EXCERPTED DATA -
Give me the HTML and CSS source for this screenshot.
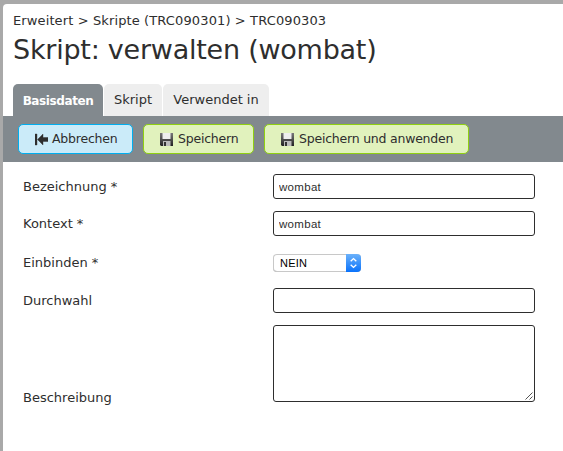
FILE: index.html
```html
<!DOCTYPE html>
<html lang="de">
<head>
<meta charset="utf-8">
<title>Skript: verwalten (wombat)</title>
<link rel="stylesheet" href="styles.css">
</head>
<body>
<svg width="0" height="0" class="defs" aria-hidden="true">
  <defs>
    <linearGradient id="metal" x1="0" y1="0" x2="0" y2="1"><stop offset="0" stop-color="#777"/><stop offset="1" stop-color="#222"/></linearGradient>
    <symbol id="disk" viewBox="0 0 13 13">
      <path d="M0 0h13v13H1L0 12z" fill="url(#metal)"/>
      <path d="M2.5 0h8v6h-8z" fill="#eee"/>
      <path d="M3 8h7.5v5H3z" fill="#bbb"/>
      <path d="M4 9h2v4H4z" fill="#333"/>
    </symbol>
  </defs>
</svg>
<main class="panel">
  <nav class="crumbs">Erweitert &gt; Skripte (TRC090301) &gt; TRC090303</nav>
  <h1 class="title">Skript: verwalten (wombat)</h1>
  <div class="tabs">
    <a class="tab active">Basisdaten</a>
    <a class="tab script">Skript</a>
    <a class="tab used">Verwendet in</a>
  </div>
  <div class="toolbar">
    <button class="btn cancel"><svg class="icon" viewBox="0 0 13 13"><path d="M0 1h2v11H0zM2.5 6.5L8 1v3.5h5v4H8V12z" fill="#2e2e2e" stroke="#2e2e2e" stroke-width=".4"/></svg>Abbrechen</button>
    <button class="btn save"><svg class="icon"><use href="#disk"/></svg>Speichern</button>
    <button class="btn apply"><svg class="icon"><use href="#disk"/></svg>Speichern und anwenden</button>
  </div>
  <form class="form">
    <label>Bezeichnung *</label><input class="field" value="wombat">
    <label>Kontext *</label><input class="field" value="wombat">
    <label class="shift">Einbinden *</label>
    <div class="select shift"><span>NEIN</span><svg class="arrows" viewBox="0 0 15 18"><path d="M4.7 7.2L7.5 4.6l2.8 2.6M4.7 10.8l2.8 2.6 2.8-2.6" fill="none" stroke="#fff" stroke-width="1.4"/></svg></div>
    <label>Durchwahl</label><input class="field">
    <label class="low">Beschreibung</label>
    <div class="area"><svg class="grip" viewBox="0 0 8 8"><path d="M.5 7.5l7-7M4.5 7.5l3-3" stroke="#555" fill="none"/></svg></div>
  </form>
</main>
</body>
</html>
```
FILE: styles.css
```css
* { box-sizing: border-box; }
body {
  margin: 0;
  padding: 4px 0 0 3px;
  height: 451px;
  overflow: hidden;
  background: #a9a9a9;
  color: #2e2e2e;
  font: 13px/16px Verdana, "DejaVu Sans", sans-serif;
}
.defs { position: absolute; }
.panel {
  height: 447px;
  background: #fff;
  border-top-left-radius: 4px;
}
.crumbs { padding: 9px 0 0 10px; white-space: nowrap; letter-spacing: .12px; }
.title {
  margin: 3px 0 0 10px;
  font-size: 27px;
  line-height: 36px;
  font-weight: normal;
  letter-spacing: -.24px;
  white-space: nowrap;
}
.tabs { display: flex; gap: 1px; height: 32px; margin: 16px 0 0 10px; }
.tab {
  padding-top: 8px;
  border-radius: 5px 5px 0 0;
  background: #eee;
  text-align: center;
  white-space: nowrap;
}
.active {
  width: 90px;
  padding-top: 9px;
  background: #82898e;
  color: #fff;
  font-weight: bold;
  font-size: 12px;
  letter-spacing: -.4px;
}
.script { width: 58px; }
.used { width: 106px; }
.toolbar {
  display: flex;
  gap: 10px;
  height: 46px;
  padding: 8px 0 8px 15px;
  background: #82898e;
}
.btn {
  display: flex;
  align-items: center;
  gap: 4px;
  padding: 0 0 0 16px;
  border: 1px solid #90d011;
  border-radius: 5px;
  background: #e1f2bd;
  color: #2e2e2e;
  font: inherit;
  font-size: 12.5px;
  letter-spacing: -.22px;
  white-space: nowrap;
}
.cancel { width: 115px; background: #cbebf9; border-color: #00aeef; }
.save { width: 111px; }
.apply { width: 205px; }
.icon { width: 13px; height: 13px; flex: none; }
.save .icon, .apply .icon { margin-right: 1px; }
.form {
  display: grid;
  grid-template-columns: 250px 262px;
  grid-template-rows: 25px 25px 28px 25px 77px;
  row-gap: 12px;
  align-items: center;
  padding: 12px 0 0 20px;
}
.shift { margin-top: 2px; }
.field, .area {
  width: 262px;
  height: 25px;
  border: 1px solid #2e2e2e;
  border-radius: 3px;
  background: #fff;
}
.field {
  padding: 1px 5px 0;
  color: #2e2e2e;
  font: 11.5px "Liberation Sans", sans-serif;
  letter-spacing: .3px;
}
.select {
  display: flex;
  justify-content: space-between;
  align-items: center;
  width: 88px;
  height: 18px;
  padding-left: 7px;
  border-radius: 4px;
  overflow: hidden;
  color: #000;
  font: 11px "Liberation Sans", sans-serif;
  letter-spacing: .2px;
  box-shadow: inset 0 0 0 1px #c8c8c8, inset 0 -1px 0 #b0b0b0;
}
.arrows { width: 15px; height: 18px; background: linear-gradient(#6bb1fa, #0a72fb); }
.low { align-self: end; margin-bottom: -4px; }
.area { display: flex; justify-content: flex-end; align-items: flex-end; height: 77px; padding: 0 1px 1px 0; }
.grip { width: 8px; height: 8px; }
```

...

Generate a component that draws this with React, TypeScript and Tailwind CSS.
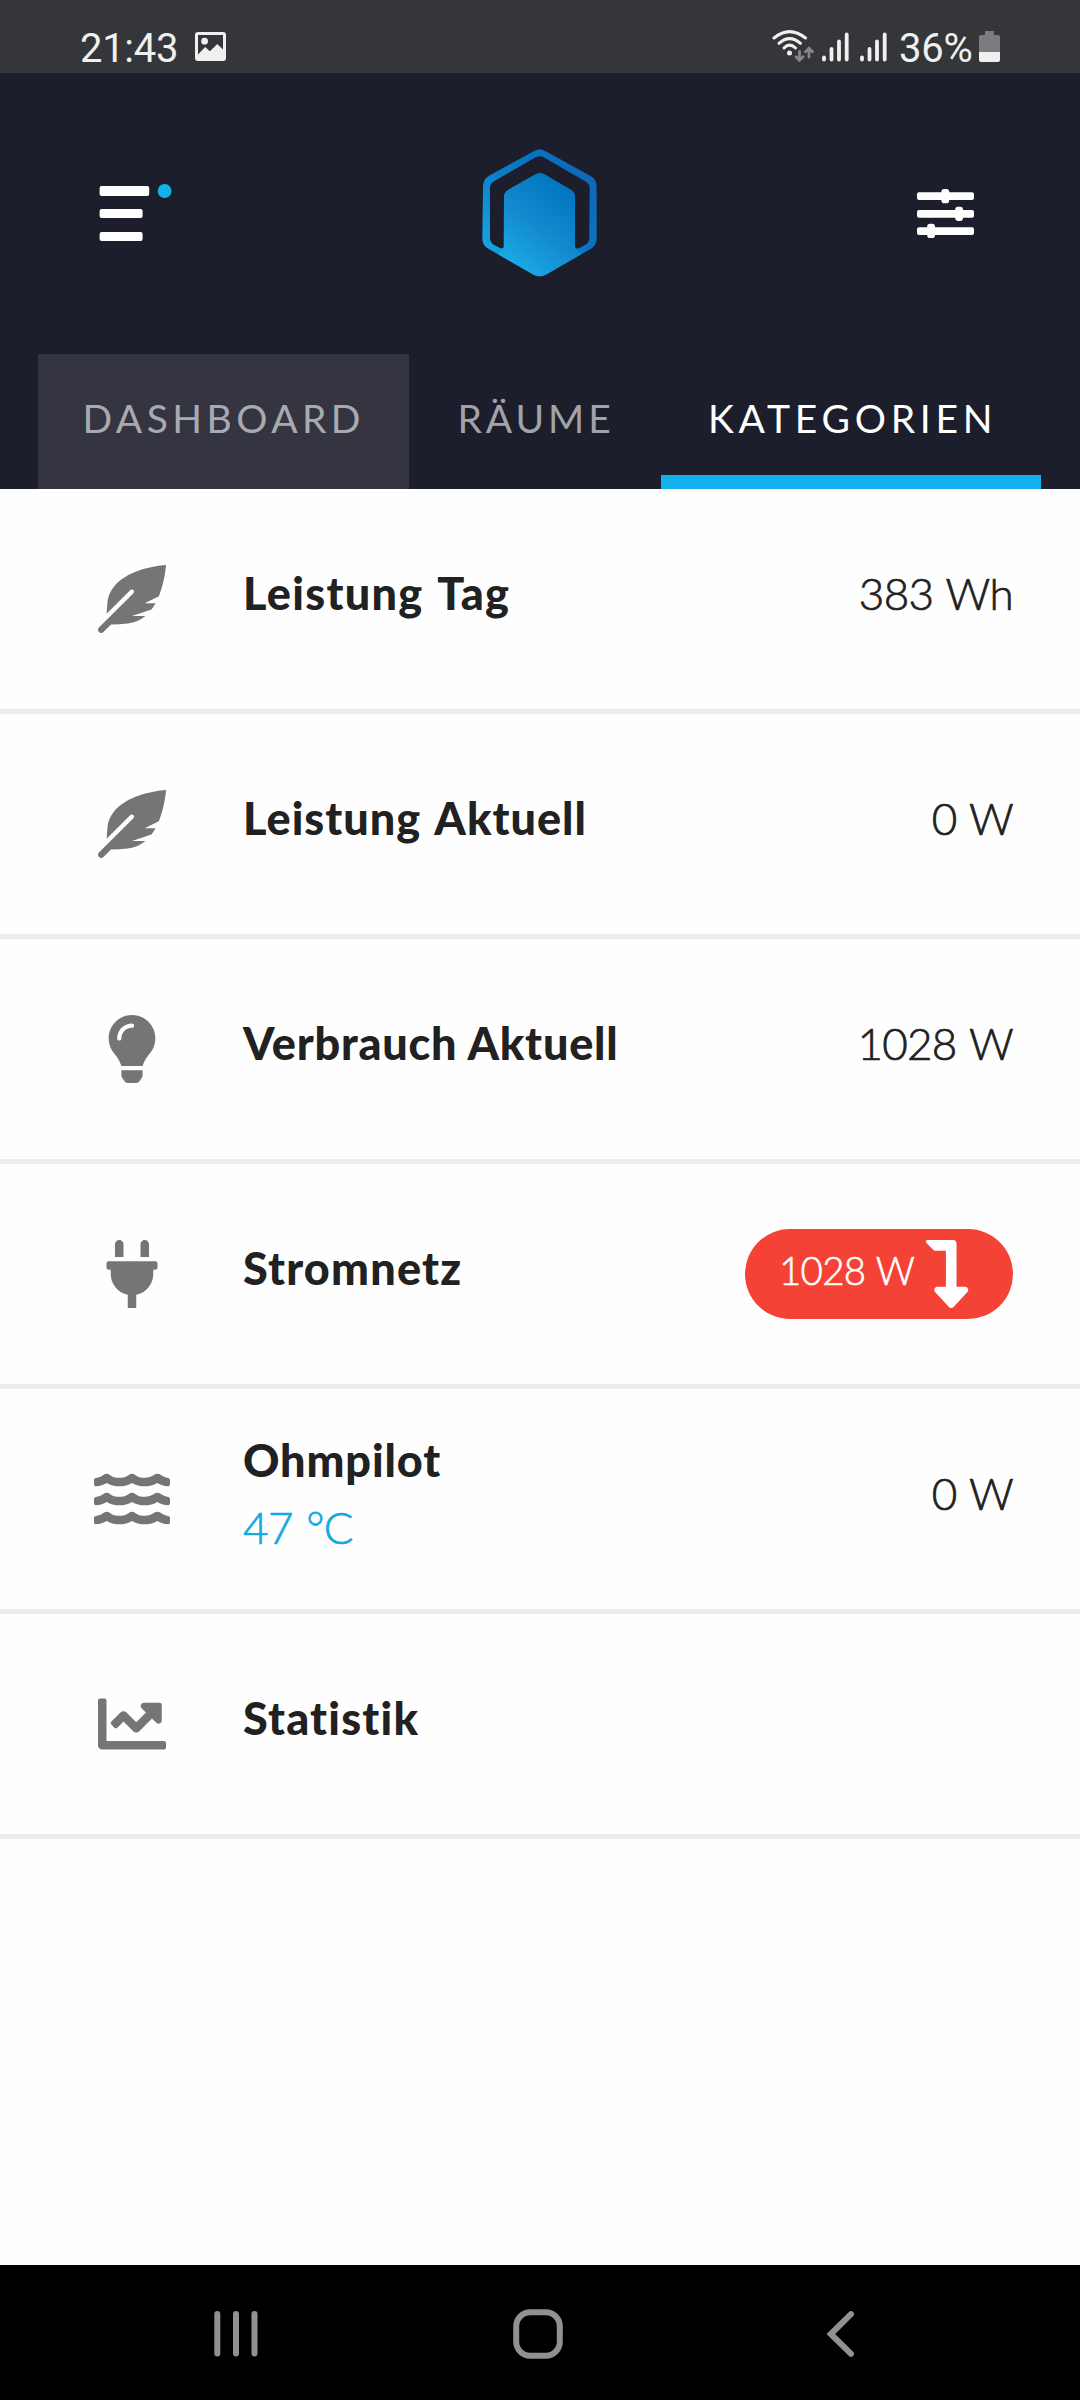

AIM OF THE EXERCISE -
Return all the lines that contain the string "this".

FULL OUTPUT -
Give me the HTML and CSS source for this screenshot.
Generate a component that draws this with React, TypeScript and Tailwind CSS.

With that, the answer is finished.